Have you been reading NANOG or Slashdot?  There was an article
about Comcast, specifically, who is trying to combat NAT.

What was determined is that:

1) There is no definite way to detect NAT
2) There are many implementations of NAT (even many RFC's stating how NAT
works)
3) Bandwidth usage or number of open connections can not be correlated to
using NAT

What I do not understand is your AUP.  I also do not understand how NAT has
very serious security breach implications.  You seem to have a
misunderstanding
of NAT operation.  What is the real problem you are trying to solve?

For understanding NAT, you might want to read up, especially:
RFC 1631, 2391, 2428, 2663, 2694, 2709, 2766, 2962, 2993, 3022, 3027, and
3235
Internet-Drafts http://www.ietf.org/ids.by.wg/nat.html

Bandwidth usage can be combated in several other different ways.

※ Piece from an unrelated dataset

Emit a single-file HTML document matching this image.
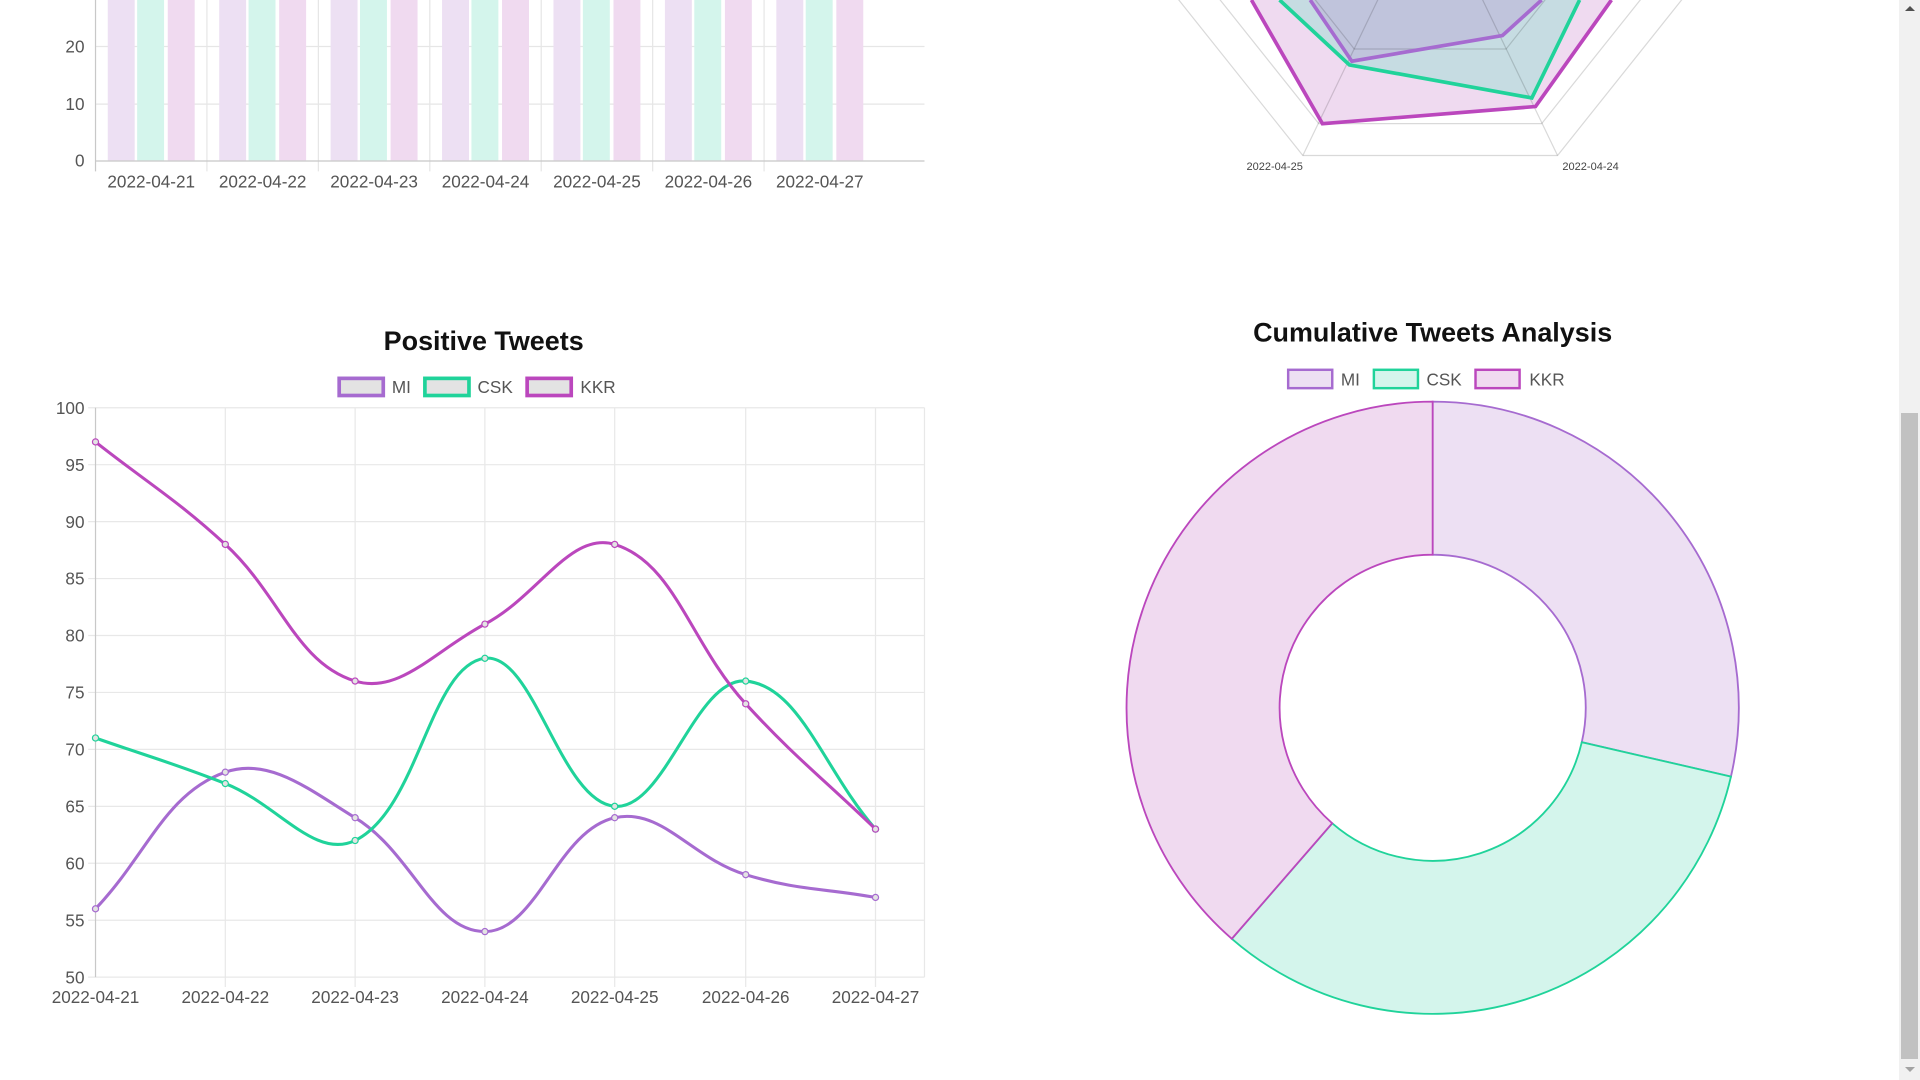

1) Add more bandwidth (well, this costs money and you are a University...
so...)
2) Implement QoS methods (rate-limiting, queueing, RED, etc -- there are
many ways)
3) Get a cache server (either transparent, wpad, or configured) and
optionally join a cache hierarchy

Your overall network design and bottlenecks should be looked at very
closely.  Gathering the right
data to know what's going on in your network is probably the number one
priority over everything else.
Some of the tools are easy to setup (Ntop, MRTG, etc).  The best way to look
at your network is really
up to you and may take years of work to get exactly what you want.  Some
suggestions that people
from Cisco would give would be like using NBAR or NetFlow and maybe RMON to
get at the network
application data passing through your network.  There are millions of ways
to do this.

Also, you might want to take a look at your AUP and policies again.  It
sounds like you might be
moving in a direction that doesn't fit the needs of your University or your
users.

Read through RFC 1173 and RFC 1746 for help in building up your AUP.

I believe that setting up a cache server (especially Squid) may help you
with a lot of your problems,
especially if you use it as a staging ground to combat the problems you
think you are having.  Fight
fire with fire.  If somebody is going proxy-crazy on your network and
creating all sort of covert channels
all over the place (playing with TCP/IP in interesting ways), then put up
your own proxies and covert
channels.  Maybe you will learn a lot about their methods and motivations,
as well.

-dre

""Kwame""  wrote in message
[EMAIL PROTECTED]">news:[EMAIL PROTECTED]...
> Anyone know of a tool for detecting NAT activity on the network. I work in
a
> large university and we've instituted a policy against nat especially in
the
> dorms due to some very serious security breaches. Is there anything out
> there that can remotely detect a nat operation? Thanks.